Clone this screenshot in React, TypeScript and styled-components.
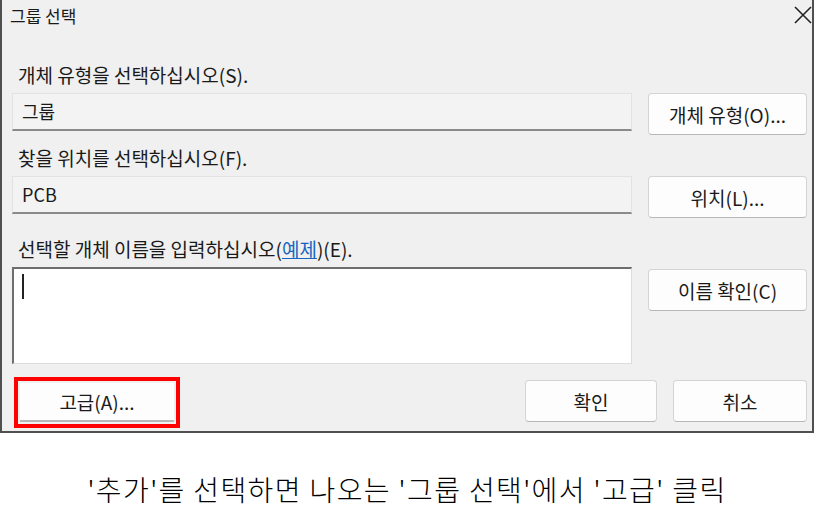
import React from 'react'
import styled, { createGlobalStyle } from 'styled-components'

const GlobalStyle = createGlobalStyle`
  body {
    margin: 0;
    background: #fff;
    font-family: "Noto Sans CJK KR", "Noto Sans", sans-serif;
    color: #1a1a1a;
  }
`

const Page = styled.div`
  width: 814px;
  height: 514px;
  display: flex;
  flex-direction: column;
`

const Window = styled.div`
  box-sizing: border-box;
  width: 814px;
  height: 433px;
  background: #f0f0f0;
  border-left: 2px solid #505050;
  border-right: 2px solid #505050;
  border-bottom: 2px solid #505050;
  display: flex;
  flex-direction: column;
`

const TitleBar = styled.div`
  height: 32px;
  display: flex;
  align-items: center;
  justify-content: space-between;
  padding: 0 0 0 8px;
`

const Title = styled.span`
  font-size: 17px;
  line-height: 32px;
`

const CloseIcon = styled.svg`
  width: 18px;
  height: 18px;
  margin-top: -2px;
`

const Body = styled.div`
  display: grid;
  grid-template-columns: 620px 159px;
  column-gap: 16px;
  padding: 0 5px 0 10px;
`

const Label = styled.div<{ top: number }>`
  grid-column: 1 / 3;
  font-size: 19px;
  line-height: 22px;
  height: 22px;
  padding-left: 6px;
  margin-top: ${({ top }) => top}px;
  margin-bottom: 7px;
`

const Link = styled.span`
  color: #1565c0;
  text-decoration: underline;
`

const Field = styled.div`
  box-sizing: border-box;
  height: 38px;
  background: #f3f3f3;
  border: 1px solid #e2e2e2;
  border-bottom: 2px solid #8a8a8a;
  font-size: 18px;
  line-height: 34px;
  padding-left: 9px;
`

const NameBox = styled.div`
  box-sizing: border-box;
  height: 97px;
  background: #fff;
  border-top: 2px solid #6e6e6e;
  border-left: 2px solid #6e6e6e;
  border-right: 1px solid #dcdcdc;
  border-bottom: 1px solid #dcdcdc;
  padding: 5px 0 0 8px;
`

const Caret = styled.div`
  width: 2px;
  height: 25px;
  background: #222;
`

const Button = styled.div<{ w?: number }>`
  box-sizing: border-box;
  height: 42px;
  width: ${({ w }) => (w ? `${w}px` : 'auto')};
  background: #fdfdfd;
  border: 1px solid #d4d4d4;
  border-bottom-color: #b8b8b8;
  border-radius: 4px;
  font-size: 19px;
  display: flex;
  align-items: center;
  justify-content: center;
`

const RightCell = styled.div<{ offset?: number }>`
  margin-top: ${({ offset }) => offset || 0}px;
  display: flex;
  flex-direction: column;
`

const Footer = styled.div`
  display: flex;
  align-items: center;
  justify-content: space-between;
  padding: 13px 5px 0 12px;
`

const Highlight = styled.div`
  border: 4px solid #ff0000;
  padding: 2px;
  display: flex;
`

const FlatButton = styled(Button)`
  border-radius: 0;
  border: none;
  border-bottom: 2px solid #b8b8b8;
  height: 39px;
`

const FooterRight = styled.div`
  display: flex;
  gap: 16px;
  margin-top: -3px;
`

const Caption = styled.div`
  flex: 1;
  display: flex;
  align-items: center;
  justify-content: center;
  font-size: 28px;
  font-weight: 300;
  letter-spacing: 1.4px;
  color: #000;
  padding-top: 30px;
`

export default function App() {
  return (
    <Page>
      <GlobalStyle />
      <Window>
        <TitleBar>
          <Title>그룹 선택</Title>
          <CloseIcon viewBox="0 0 18 18">
            <path d="M1 1 L17 17 M17 1 L1 17" stroke="#222" strokeWidth="1.6" fill="none" />
          </CloseIcon>
        </TitleBar>
        <Body>
          <Label top={32}>개체 유형을 선택하십시오(S).</Label>
          <Field>그룹</Field>
          <RightCell>
            <Button>개체 유형(O)...</Button>
          </RightCell>

          <Label top={12}>찾을 위치를 선택하십시오(F).</Label>
          <Field>PCB</Field>
          <RightCell>
            <Button>위치(L)...</Button>
          </RightCell>

          <Label top={20}>
            선택할 개체 이름을 입력하십시오(<Link>예제</Link>)(E).
          </Label>
          <NameBox>
            <Caret />
          </NameBox>
          <RightCell offset={2}>
            <Button>이름 확인(C)</Button>
          </RightCell>
        </Body>
        <Footer>
          <Highlight>
            <FlatButton w={154}>고급(A)...</FlatButton>
          </Highlight>
          <FooterRight>
            <Button w={132}>확인</Button>
            <Button w={134}>취소</Button>
          </FooterRight>
        </Footer>
      </Window>
      <Caption>'추가'를 선택하면 나오는 '그룹 선택'에서 '고급' 클릭</Caption>
    </Page>
  )
}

================

• [Aim of the exercise] Scan the material above. Copy each line that holds the word "React".

• [Solution]
Clone this screenshot in React, TypeScript and styled-components.
import React from 'react'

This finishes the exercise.